The Global Finance article, "C-Suite Variations: Q&A With Russell Reynolds Associates' Anthony Abbatiello," features an interview with Russell Reynolds Associates Consultant Anthony Abbatiello on C-suite and succession planning. The article is excerpted below. 


Global Finance: How has the role of a C-suite leader evolved? 

Anthony Abbatiello: The C-suite really began in the post WWII era. From then until the 1980s, it was hierarchical; the CEO as the general and a CFO focused on financial results. The 1980s and 1990s brought an era of functional specialists; the CFO drove the financial vertical and built deep expertise in the function. Today calls for a Renaissance-style variety of capabilities, with business a team sport requiring collaboration and inspiration at the top. C-suite leaders set strategy, influence and build teams, and while they may drive a functional specialty, like human resources, technology or finance, they also collaborate and connect on critical issues like sustainability and the future of work. 

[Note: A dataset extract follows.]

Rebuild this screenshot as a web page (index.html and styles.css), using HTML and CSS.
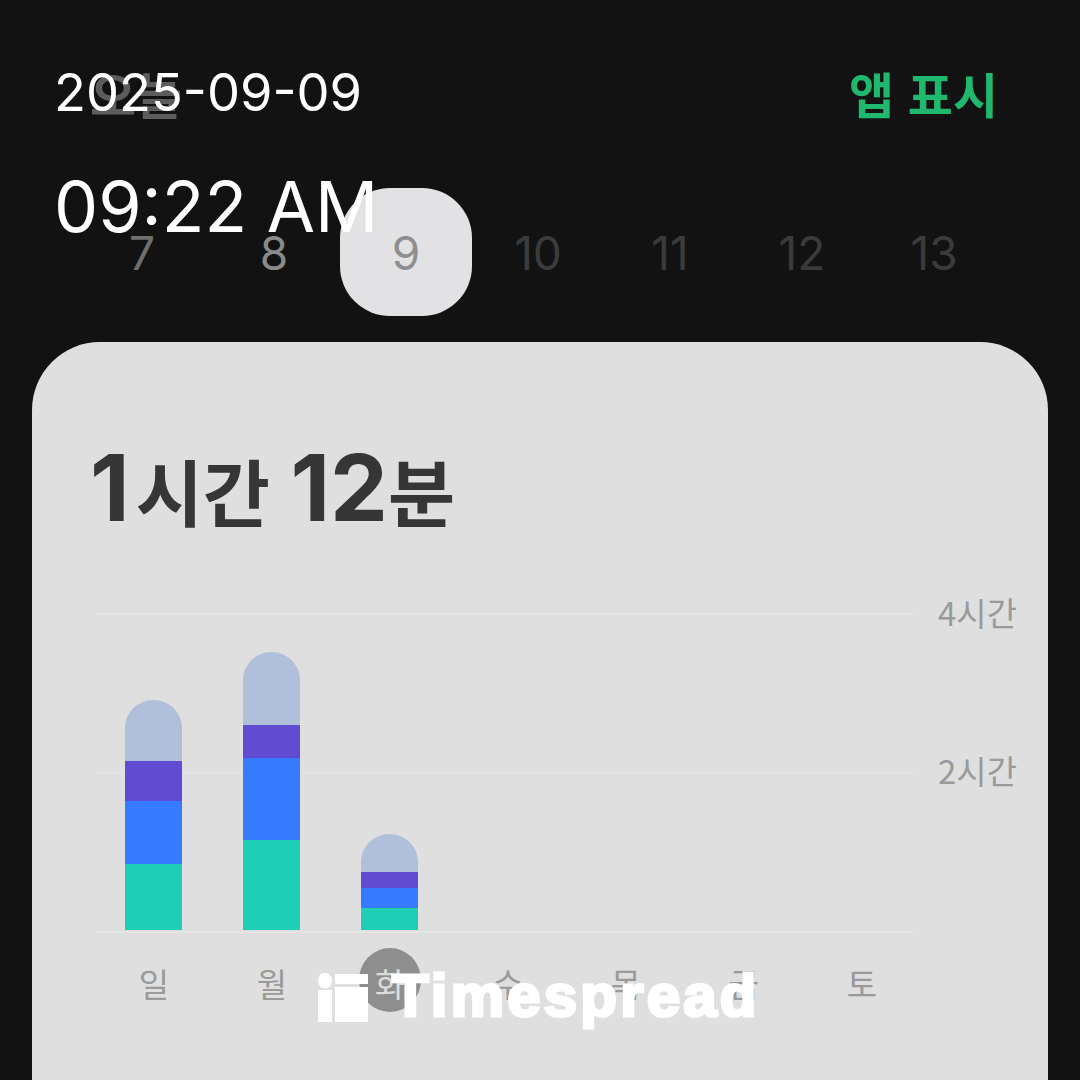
FILE: index.html
```html
<!doctype html>
<html lang="ko">
<head>
    <meta charset="UTF-8">
    <title>Screen time</title>
    <link rel="stylesheet" href="styles.css">
</head>
<body>
<div class="stamp">
    <p class="stamp-date">2025-09-09</p>
    <p class="stamp-time">09:22 AM</p>
</div>

<div class="top">
    <h2 class="top-title">오늘</h2>
    <a class="top-link">앱 표시</a>
</div>

<div class="week">
    <span class="date date-past">7</span>
    <span class="date date-near">8</span>
    <span class="date date-active">9</span>
    <span class="date">10</span>
    <span class="date">11</span>
    <span class="date">12</span>
    <span class="date">13</span>
</div>

<div class="card">
    <h1 class="total"><b class="total-first">1</b>시간 <b>12</b>분</h1>

    <div class="chart">
        <div class="plot">
            <div class="bars">
                <div class="bar">
                    <i class="seg seg-top h-61"></i>
                    <i class="seg seg-purple h-40"></i>
                    <i class="seg seg-blue h-63"></i>
                    <i class="seg seg-teal h-66"></i>
                </div>
                <div class="bar">
                    <i class="seg seg-top h-73"></i>
                    <i class="seg seg-purple h-33"></i>
                    <i class="seg seg-blue h-82"></i>
                    <i class="seg seg-teal h-90"></i>
                </div>
                <div class="bar">
                    <i class="seg seg-top h-38"></i>
                    <i class="seg seg-purple h-16"></i>
                    <i class="seg seg-blue h-20"></i>
                    <i class="seg seg-teal h-22"></i>
                </div>
            </div>
            <span class="axis axis-4">4시간</span>
            <span class="axis axis-2">2시간</span>
        </div>
        <div class="days">
            <span class="day">일</span>
            <span class="day">월</span>
            <span class="day day-today">화</span>
            <span class="day">수</span>
            <span class="day">목</span>
            <span class="day">금</span>
            <span class="day">토</span>
        </div>
    </div>
</div>

<div class="logo">
    <svg class="logo-mark" width="50" height="49" viewBox="0 0 50 49">
        <ellipse cx="7" cy="7.5" rx="7" ry="8" fill="#fff"/>
        <rect x="0" y="17" width="14" height="32" fill="#fff"/>
        <rect x="17" y="1" width="33" height="10" fill="#fff"/>
        <rect x="17" y="14" width="33" height="35" fill="#fff"/>
    </svg>
    <span class="logo-text">Timespread</span>
</div>
</body>
</html>
```

FILE: styles.css
```css
*{
    box-sizing: border-box;
}
html, body{
    height: 100%;
}
body{
    margin: 0;
    background: #121212;
    font-family: Inter, "Noto Sans CJK KR", sans-serif;
    overflow: hidden;
    position: relative;
}
.stamp{
    position: absolute;
    left: 54px;
    top: 62px;
    z-index: 3;
    color: #fff;
    font-family: Inter, sans-serif;
}
.stamp p{
    margin: 0;
    line-height: 1;
}
.stamp-date{
    font-size: 52.4px;
    height: 110px;
    padding-top: 4px;
}
.stamp-time{
    font-size: 70px;
}
.top{
    display: flex;
    justify-content: space-between;
    align-items: flex-start;
    padding: 65px 82px 0 90px;
    height: 188px;
}
.top-title{
    margin: 0;
    font-size: 50px;
    line-height: 56px;
    font-weight: 700;
    color: #5c5c5c;
    font-family: "Noto Sans CJK KR", sans-serif;
}
.top-link{
    font-size: 49px;
    line-height: 56px;
    font-weight: 700;
    color: #1fb86e;
    font-family: "Noto Sans CJK KR", sans-serif;
}
.week{
    display: grid;
    grid-template-columns: repeat(7, 132px);
    padding-left: 76px;
    height: 128px;
}
.date{
    display: flex;
    align-items: center;
    justify-content: center;
    font-size: 46px;
    padding-top: 2px;
    color: #3b3b3b;
}
.date-past{
    color: #6f6f6f;
}
.date-near{
    color: #8a8a8a;
}
.date-active{
    color: #8f8f8f;
    background: #e2e2e4;
    border-radius: 50px;
}
.card{
    margin: 26px 32px 0;
    height: 738px;
    background: #dfdfdf;
    border-radius: 68px 68px 0 0;
    padding: 96px 32px 0 58px;
}
.total{
    margin: 0;
    font-size: 73px;
    line-height: 100px;
    font-weight: 700;
    color: #363636;
    font-family: "Noto Sans CJK KR", sans-serif;
}
.total b{
    font-family: Inter, sans-serif;
    font-size: 92px;
    font-weight: 700;
}
.total-first{
    margin-right: 6px;
}
.chart{
    margin-top: 74px;
    margin-left: 6px;
}
.plot{
    position: relative;
    height: 320px;
    border-top: 2px solid #e3e3e3;
    border-bottom: 2px solid #e3e3e3;
    margin-right: 102px;
    background: linear-gradient(#e3e3e3, #e3e3e3) 0 157px / 100% 2px no-repeat;
}
.bars{
    display: flex;
    gap: 61px;
    align-items: flex-end;
    height: 100%;
    padding: 0 0 0 29px;
}
.bar{
    width: 57px;
    display: flex;
    flex-direction: column;
    margin-bottom: 1px;
}
.seg{
    display: block;
}
.seg-top{
    background: #b0c0db;
    border-radius: 28px 28px 0 0;
}
.seg-purple{
    background: #614bd0;
}
.seg-blue{
    background: #367bff;
}
.seg-teal{
    background: #1ecfb6;
}
.h-16{ height: 16px; }
.h-20{ height: 20px; }
.h-22{ height: 22px; }
.h-33{ height: 33px; }
.h-38{ height: 38px; }
.h-40{ height: 40px; }
.h-61{ height: 61px; }
.h-63{ height: 63px; }
.h-66{ height: 66px; }
.h-73{ height: 73px; }
.h-82{ height: 82px; }
.h-90{ height: 90px; }
.axis{
    position: absolute;
    left: 842px;
    font-size: 33px;
    line-height: 36px;
    white-space: nowrap;
    color: #9a9a9a;
    font-family: "Noto Sans CJK KR", sans-serif;
}
.axis-4{
    top: -21px;
}
.axis-2{
    top: 137px;
}
.days{
    display: grid;
    grid-template-columns: repeat(7, 118px);
    margin-left: -1px;
    margin-top: 15px;
}
.day{
    justify-self: center;
    width: 62px;
    height: 64px;
    padding-top: 5px;
    border-radius: 50%;
    display: flex;
    align-items: center;
    justify-content: center;
    font-size: 33px;
    color: #9a9a9a;
    font-family: "Noto Sans CJK KR", sans-serif;
}
.day-today{
    background: #8e8e8e;
    color: #dcdcdc;
}
.logo{
    position: absolute;
    left: 318px;
    top: 973px;
    display: flex;
    align-items: flex-start;
    gap: 24px;
    color: #fff;
}
.logo-text{
    font-size: 60px;
    line-height: 46px;
    font-weight: 700;
    font-family: "Liberation Sans", sans-serif;
    letter-spacing: 3.2px;
    -webkit-text-stroke: 3px #fff;
}
```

GF: How has the succession process changed?  

Abbatiello: Leading organizations are starting succession much earlier than in the past. We’re seeing C-suite succession projects commencing three to five years out, starting with a contextual analysis of the company followed by assessment of internal candidates, 1-2 years of development and then completing with transition support post-appointment. With shorter CEO tenure, boards need to start preparing for succession almost immediately upon hire.